> [Provided material]:

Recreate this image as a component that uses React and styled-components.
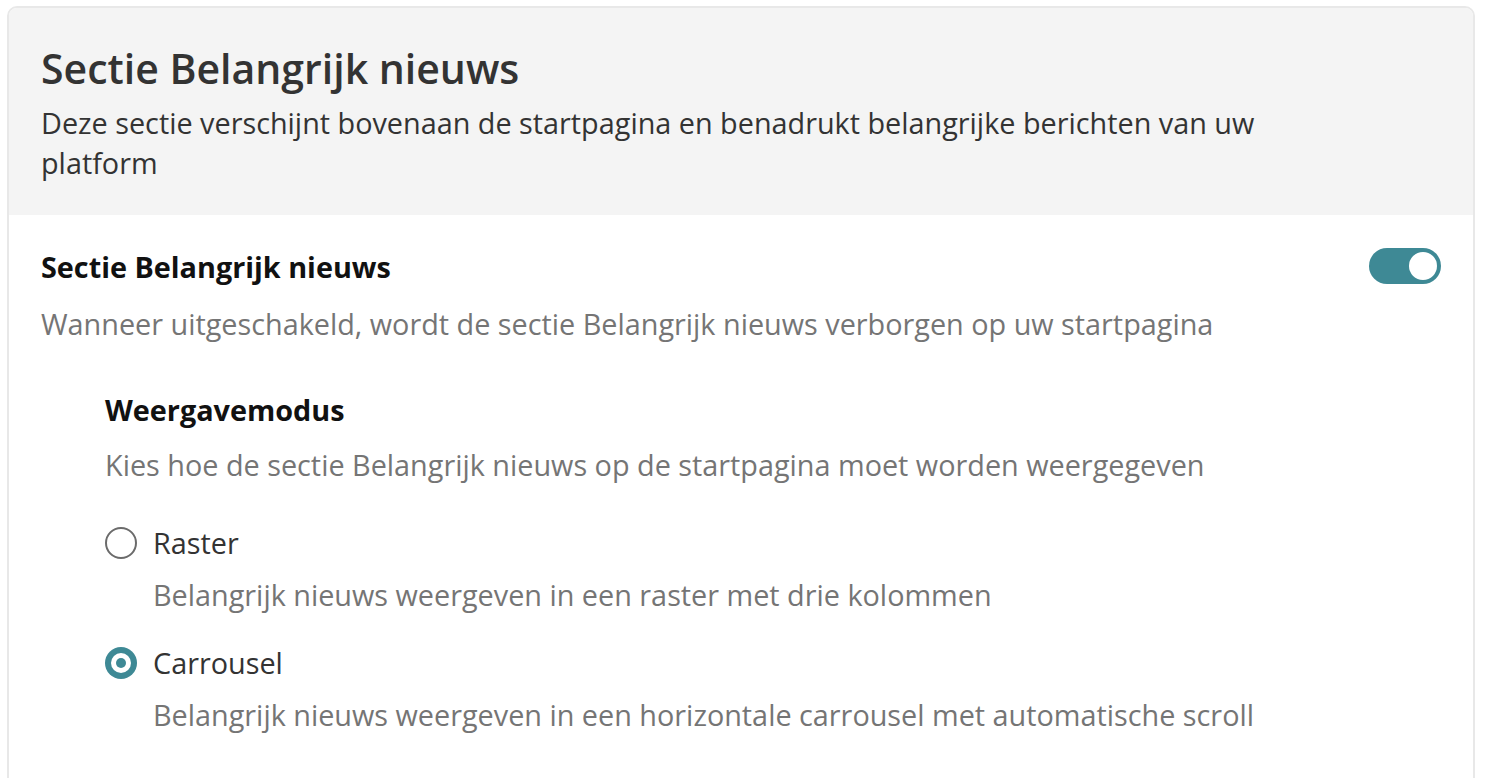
import React from "react";
import styled, { createGlobalStyle } from "styled-components";

const Global = createGlobalStyle`
  html, body { margin: 0; padding: 0; background: #ffffff; }
  body { font-family: "Open Sans", "Noto Sans", sans-serif; -webkit-font-smoothing: antialiased; }
  * { box-sizing: border-box; }
`;

const Page = styled.div`
  padding: 6px 17px 0 7px;
  height: 778px;
  overflow: hidden;
`;

const Card = styled.section`
  border: 2px solid #e8e8e8;
  border-radius: 10px;
  overflow: hidden;
  min-height: 900px;
  background: #ffffff;
`;

const Header = styled.header`
  background: #f4f4f4;
  padding: 35px 32px 32px;
`;

const Title = styled.h1`
  margin: 0 0 10px;
  font-size: 41px;
  line-height: 50px;
  font-weight: 600;
  color: #333333;
`;

const Lead = styled.p`
  margin: 0;
  max-width: 1250px;
  font-size: 28.8px;
  line-height: 40px;
  color: #333333;
`;

const Body = styled.div`
  padding: 32px 32px 0;
`;

const SettingRow = styled.div`
  display: flex;
  align-items: flex-start;
  justify-content: space-between;
`;

const SettingLabel = styled.h2`
  margin: 0;
  font-size: 28.8px;
  line-height: 40px;
  font-weight: 700;
  color: #111111;
`;

const Help = styled.p`
  margin: ${(p) => p.$mt || 0}px 0 0;
  font-size: 28.8px;
  line-height: 36px;
  color: #757575;
`;

const Switch = styled.button`
  width: 72px;
  height: 36px;
  border: none;
  border-radius: 18px;
  background: #3e8995;
  padding: 4px;
  display: flex;
  justify-content: flex-end;
  align-items: center;
  cursor: pointer;
  margin: 1px 0 0 0;
`;

const Knob = styled.span`
  width: 28px;
  height: 28px;
  border-radius: 50%;
  background: #ffffff;
`;

const SubSection = styled.div`
  padding: 48px 0 0 64px;
`;

const SubLabel = styled.h3`
  margin: 0;
  font-size: 28.8px;
  line-height: 40px;
  font-weight: 700;
  color: #111111;
`;

const Options = styled.div`
  display: flex;
  flex-direction: column;
  gap: 32px;
  margin-top: 42px;
`;

const Option = styled.label`
  display: grid;
  grid-template-columns: 32px 1fr;
  column-gap: 16px;
  row-gap: 16px;
  align-items: center;
  cursor: pointer;
`;

const Radio = styled.span`
  width: 32px;
  height: 32px;
  border-radius: 50%;
  display: flex;
  align-items: center;
  justify-content: center;
  border: ${(p) => (p.$checked ? "none" : "2px solid #6b6b6b")};
  background: ${(p) => (p.$checked ? "#3e8995" : "transparent")};
  &::after {
    content: "";
    display: ${(p) => (p.$checked ? "block" : "none")};
    width: 10px;
    height: 10px;
    border-radius: 50%;
    background: #3e8995;
    box-shadow: 0 0 0 5px #ffffff;
  }
`;

const OptionName = styled.span`
  font-size: 28.8px;
  line-height: 36px;
  color: #333333;
`;

const OptionHelp = styled.span`
  grid-column: 2;
  font-size: 28.8px;
  line-height: 36px;
  color: #757575;
`;

const options = [
  { name: "Raster", help: "Belangrijk nieuws weergeven in een raster met drie kolommen", checked: false },
  { name: "Carrousel", help: "Belangrijk nieuws weergeven in een horizontale carrousel met automatische scroll", checked: true },
];

export default function App() {
  return (
    <>
      <Global />
      <Page>
        <Card>
          <Header>
            <Title>Sectie Belangrijk nieuws</Title>
            <Lead>
              Deze sectie verschijnt bovenaan de startpagina en benadrukt belangrijke berichten van uw platform
            </Lead>
          </Header>
          <Body>
            <SettingRow>
              <SettingLabel>Sectie Belangrijk nieuws</SettingLabel>
              <Switch aria-pressed="true"><Knob /></Switch>
            </SettingRow>
            <Help $mt={19}>Wanneer uitgeschakeld, wordt de sectie Belangrijk nieuws verborgen op uw startpagina</Help>
            <SubSection>
              <SubLabel>Weergavemodus</SubLabel>
              <Help $mt={17}>Kies hoe de sectie Belangrijk nieuws op de startpagina moet worden weergegeven</Help>
              <Options>
                {options.map((o) => (
                  <Option key={o.name}>
                    <Radio $checked={o.checked} />
                    <OptionName>{o.name}</OptionName>
                    <OptionHelp>{o.help}</OptionHelp>
                  </Option>
                ))}
              </Options>
            </SubSection>
          </Body>
        </Card>
      </Page>
    </>
  );
}
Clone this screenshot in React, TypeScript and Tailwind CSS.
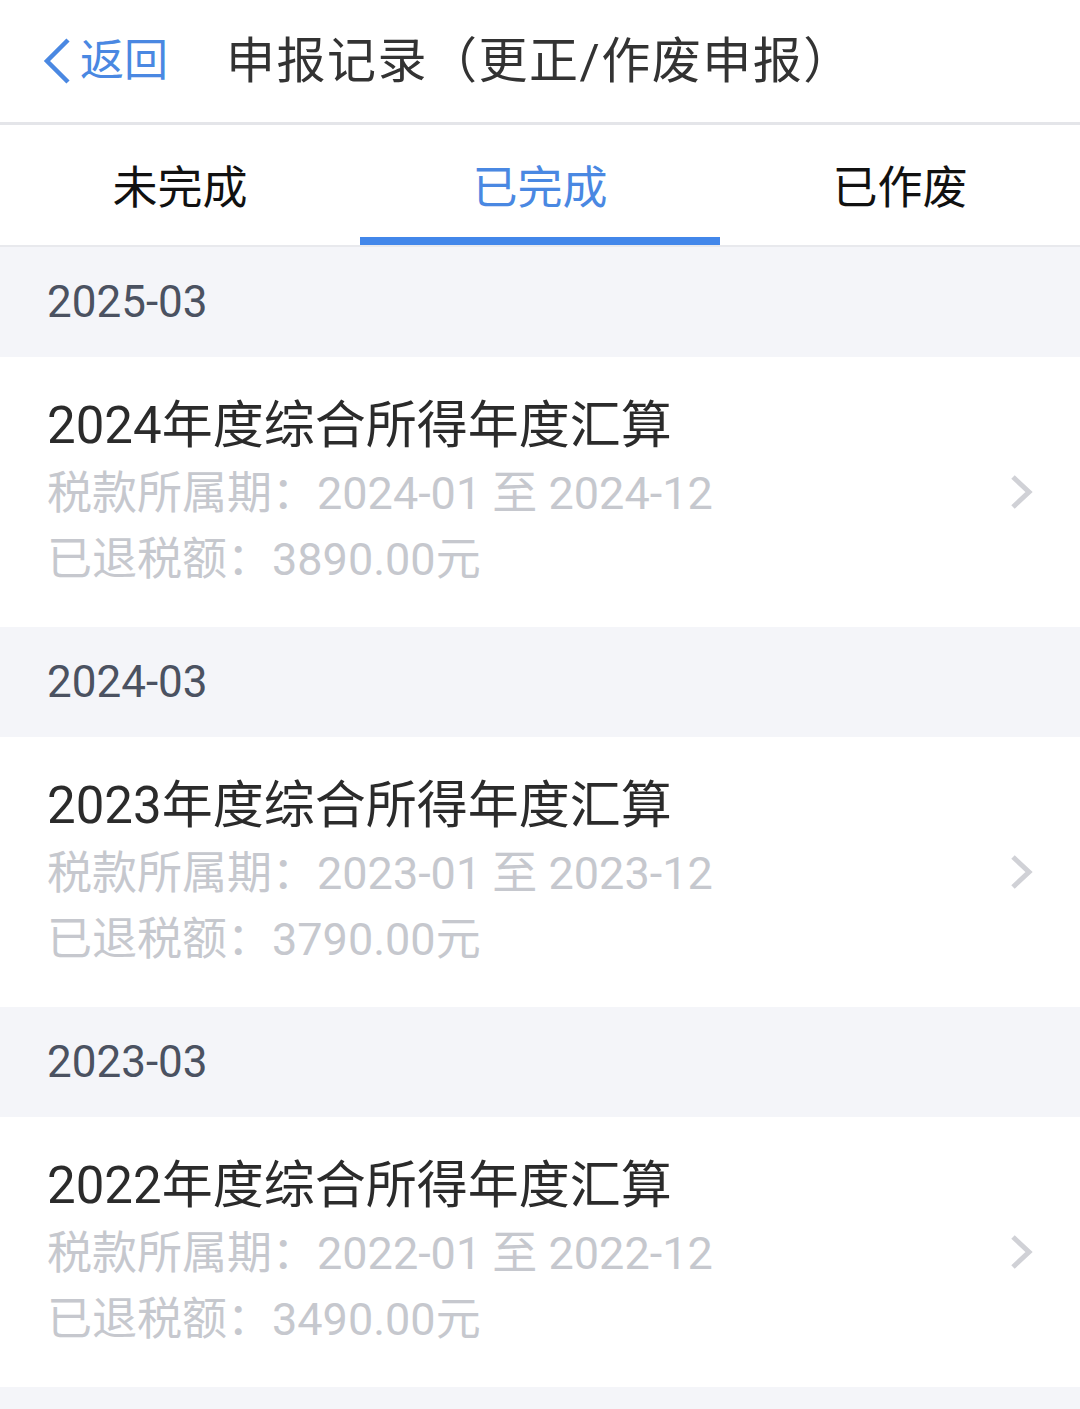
const records = [
  { month: '2025-03', year: 2024, refund: '3890.00' },
  { month: '2024-03', year: 2023, refund: '3790.00' },
  { month: '2023-03', year: 2022, refund: '3490.00' },
]

const font = { fontFamily: 'Roboto, "Noto Sans CJK SC", sans-serif' }

function ChevronRight() {
  return (
    <svg width="24" height="36" viewBox="0 0 24 36" className="shrink-0">
      <path d="M3 3 L19 18 L3 33" fill="none" stroke="#d0d1d6" strokeWidth="5" />
    </svg>
  )
}

export default function App() {
  const tabs = ['未完成', '已完成', '已作废']
  const active = 1

  return (
    <div className="min-h-[1409px] bg-[#f4f5f9]" style={font}>
      <div className="h-[125px] bg-white flex items-center border-b-[3px] border-[#e4e5e9]">
        <div className="flex items-center pl-[42px] w-[226px]">
          <svg width="30" height="48" viewBox="0 0 30 48" className="shrink-0">
            <path d="M26 3 L5 24 L26 45" fill="none" stroke="#4a88e2" strokeWidth="4.5" />
          </svg>
          <span className="ml-[8px] text-[44px] leading-none text-[#4a88e2]">返回</span>
        </div>
        <h1 className="text-[49px] leading-none tracking-[1.5px] text-[#333333] font-normal">申报记录（更正/作废申报）</h1>
      </div>

      <div className="h-[122px] bg-white flex border-b-[2px] border-[#e8e9ed]">
        {tabs.map((t, i) => (
          <div key={t} className="flex-1 relative flex items-center justify-center pt-[6px]">
            <span className={`text-[45px] leading-none ${i === active ? 'text-[#4a88e2]' : 'text-[#111111]'}`}>{t}</span>
            {i === active && <div className="absolute left-0 right-0 bottom-0 h-[8px] bg-[#4287ea]" />}
          </div>
        ))}
      </div>

      {records.map((r) => (
        <div key={r.month}>
          <div className="h-[110px] flex items-center px-[47px] text-[44px] text-[#4b5261]">{r.month}</div>
          <div className="bg-white h-[270px] flex items-center justify-between pl-[47px] pr-[46px]">
            <div className="flex flex-col">
              <div className="text-[51px] leading-[70px] text-[#2b2b2b]">{r.year}年度综合所得年度汇算</div>
              <div className="text-[45px] leading-[66px] text-[#c6c8ce]">
                税款所属期：{r.year}-01 至 {r.year}-12
              </div>
              <div className="text-[45px] leading-[66px] text-[#c6c8ce]">已退税额：{r.refund}元</div>
            </div>
            <ChevronRight />
          </div>
        </div>
      ))}
    </div>
  )
}
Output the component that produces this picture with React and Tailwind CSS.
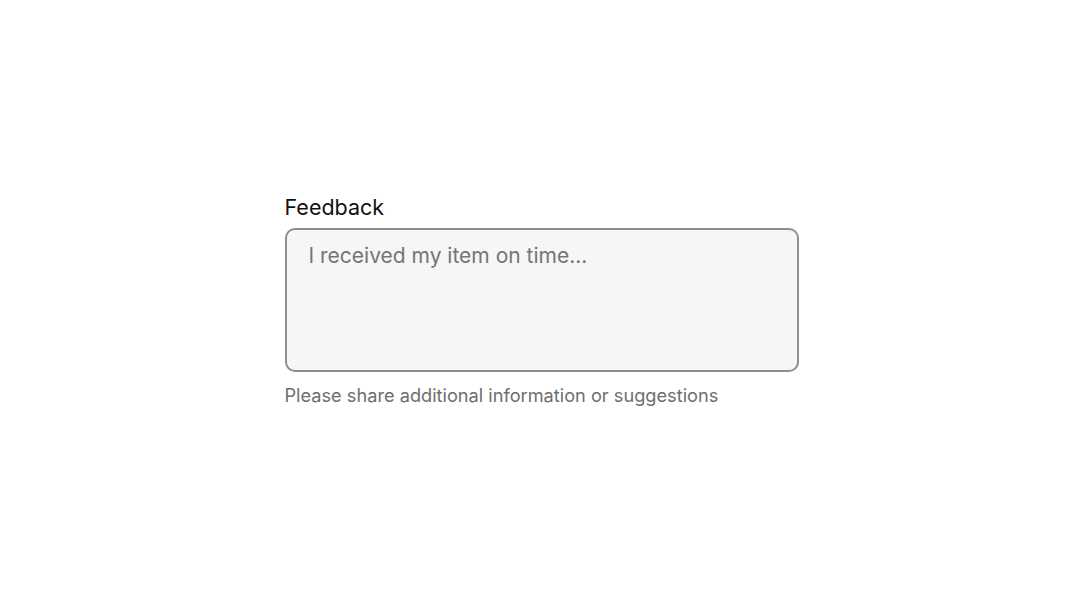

> [Written exercise]: Reproduce each entry precisely. Leave the pictures out.

> [In response]:
Recreate this image as a component that uses React and styled-components.
import React from "react";
import styled, { createGlobalStyle } from "styled-components";

const Global = createGlobalStyle`
  html, body { margin: 0; padding: 0; background: #ffffff; }
  body { font-family: "Open Sans", "Noto Sans", sans-serif; -webkit-font-smoothing: antialiased; }
  * { box-sizing: border-box; }
`;

const Page = styled.div`
  padding: 6px 17px 0 7px;
  height: 778px;
  overflow: hidden;
`;

const Card = styled.section`
  border: 2px solid #e8e8e8;
  border-radius: 10px;
  overflow: hidden;
  min-height: 900px;
  background: #ffffff;
`;

const Header = styled.header`
  background: #f4f4f4;
  padding: 35px 32px 32px;
`;

const Title = styled.h1`
  margin: 0 0 10px;
  font-size: 41px;
  line-height: 50px;
  font-weight: 600;
  color: #333333;
`;

const Lead = styled.p`
  margin: 0;
  max-width: 1250px;
  font-size: 28.8px;
  line-height: 40px;
  color: #333333;
`;

const Body = styled.div`
  padding: 32px 32px 0;
`;

const SettingRow = styled.div`
  display: flex;
  align-items: flex-start;
  justify-content: space-between;
`;

const SettingLabel = styled.h2`
  margin: 0;
  font-size: 28.8px;
  line-height: 40px;
  font-weight: 700;
  color: #111111;
`;

const Help = styled.p`
  margin: ${(p) => p.$mt || 0}px 0 0;
  font-size: 28.8px;
  line-height: 36px;
  color: #757575;
`;

const Switch = styled.button`
  width: 72px;
  height: 36px;
  border: none;
  border-radius: 18px;
  background: #3e8995;
  padding: 4px;
  display: flex;
  justify-content: flex-end;
  align-items: center;
  cursor: pointer;
  margin: 1px 0 0 0;
`;

const Knob = styled.span`
  width: 28px;
  height: 28px;
  border-radius: 50%;
  background: #ffffff;
`;

const SubSection = styled.div`
  padding: 48px 0 0 64px;
`;

const SubLabel = styled.h3`
  margin: 0;
  font-size: 28.8px;
  line-height: 40px;
  font-weight: 700;
  color: #111111;
`;

const Options = styled.div`
  display: flex;
  flex-direction: column;
  gap: 32px;
  margin-top: 42px;
`;

const Option = styled.label`
  display: grid;
  grid-template-columns: 32px 1fr;
  column-gap: 16px;
  row-gap: 16px;
  align-items: center;
  cursor: pointer;
`;

const Radio = styled.span`
  width: 32px;
  height: 32px;
  border-radius: 50%;
  display: flex;
  align-items: center;
  justify-content: center;
  border: ${(p) => (p.$checked ? "none" : "2px solid #6b6b6b")};
  background: ${(p) => (p.$checked ? "#3e8995" : "transparent")};
  &::after {
    content: "";
    display: ${(p) => (p.$checked ? "block" : "none")};
    width: 10px;
    height: 10px;
    border-radius: 50%;
    background: #3e8995;
    box-shadow: 0 0 0 5px #ffffff;
  }
`;

const OptionName = styled.span`
  font-size: 28.8px;
  line-height: 36px;
  color: #333333;
`;

const OptionHelp = styled.span`
  grid-column: 2;
  font-size: 28.8px;
  line-height: 36px;
  color: #757575;
`;

const options = [
  { name: "Raster", help: "Belangrijk nieuws weergeven in een raster met drie kolommen", checked: false },
  { name: "Carrousel", help: "Belangrijk nieuws weergeven in een horizontale carrousel met automatische scroll", checked: true },
];

export default function App() {
  return (
    <>
      <Global />
      <Page>
        <Card>
          <Header>
            <Title>Sectie Belangrijk nieuws</Title>
            <Lead>
              Deze sectie verschijnt bovenaan de startpagina en benadrukt belangrijke berichten van uw platform
            </Lead>
          </Header>
          <Body>
            <SettingRow>
              <SettingLabel>Sectie Belangrijk nieuws</SettingLabel>
              <Switch aria-pressed="true"><Knob /></Switch>
            </SettingRow>
            <Help $mt={19}>Wanneer uitgeschakeld, wordt de sectie Belangrijk nieuws verborgen op uw startpagina</Help>
            <SubSection>
              <SubLabel>Weergavemodus</SubLabel>
              <Help $mt={17}>Kies hoe de sectie Belangrijk nieuws op de startpagina moet worden weergegeven</Help>
              <Options>
                {options.map((o) => (
                  <Option key={o.name}>
                    <Radio $checked={o.checked} />
                    <OptionName>{o.name}</OptionName>
                    <OptionHelp>{o.help}</OptionHelp>
                  </Option>
                ))}
              </Options>
            </SubSection>
          </Body>
        </Card>
      </Page>
    </>
  );
}
Clone this screenshot in React, TypeScript and Tailwind CSS.
const records = [
  { month: '2025-03', year: 2024, refund: '3890.00' },
  { month: '2024-03', year: 2023, refund: '3790.00' },
  { month: '2023-03', year: 2022, refund: '3490.00' },
]

const font = { fontFamily: 'Roboto, "Noto Sans CJK SC", sans-serif' }

function ChevronRight() {
  return (
    <svg width="24" height="36" viewBox="0 0 24 36" className="shrink-0">
      <path d="M3 3 L19 18 L3 33" fill="none" stroke="#d0d1d6" strokeWidth="5" />
    </svg>
  )
}

export default function App() {
  const tabs = ['未完成', '已完成', '已作废']
  const active = 1

  return (
    <div className="min-h-[1409px] bg-[#f4f5f9]" style={font}>
      <div className="h-[125px] bg-white flex items-center border-b-[3px] border-[#e4e5e9]">
        <div className="flex items-center pl-[42px] w-[226px]">
          <svg width="30" height="48" viewBox="0 0 30 48" className="shrink-0">
            <path d="M26 3 L5 24 L26 45" fill="none" stroke="#4a88e2" strokeWidth="4.5" />
          </svg>
          <span className="ml-[8px] text-[44px] leading-none text-[#4a88e2]">返回</span>
        </div>
        <h1 className="text-[49px] leading-none tracking-[1.5px] text-[#333333] font-normal">申报记录（更正/作废申报）</h1>
      </div>

      <div className="h-[122px] bg-white flex border-b-[2px] border-[#e8e9ed]">
        {tabs.map((t, i) => (
          <div key={t} className="flex-1 relative flex items-center justify-center pt-[6px]">
            <span className={`text-[45px] leading-none ${i === active ? 'text-[#4a88e2]' : 'text-[#111111]'}`}>{t}</span>
            {i === active && <div className="absolute left-0 right-0 bottom-0 h-[8px] bg-[#4287ea]" />}
          </div>
        ))}
      </div>

      {records.map((r) => (
        <div key={r.month}>
          <div className="h-[110px] flex items-center px-[47px] text-[44px] text-[#4b5261]">{r.month}</div>
          <div className="bg-white h-[270px] flex items-center justify-between pl-[47px] pr-[46px]">
            <div className="flex flex-col">
              <div className="text-[51px] leading-[70px] text-[#2b2b2b]">{r.year}年度综合所得年度汇算</div>
              <div className="text-[45px] leading-[66px] text-[#c6c8ce]">
                税款所属期：{r.year}-01 至 {r.year}-12
              </div>
              <div className="text-[45px] leading-[66px] text-[#c6c8ce]">已退税额：{r.refund}元</div>
            </div>
            <ChevronRight />
          </div>
        </div>
      ))}
    </div>
  )
}
Output the component that produces this picture with React and Tailwind CSS.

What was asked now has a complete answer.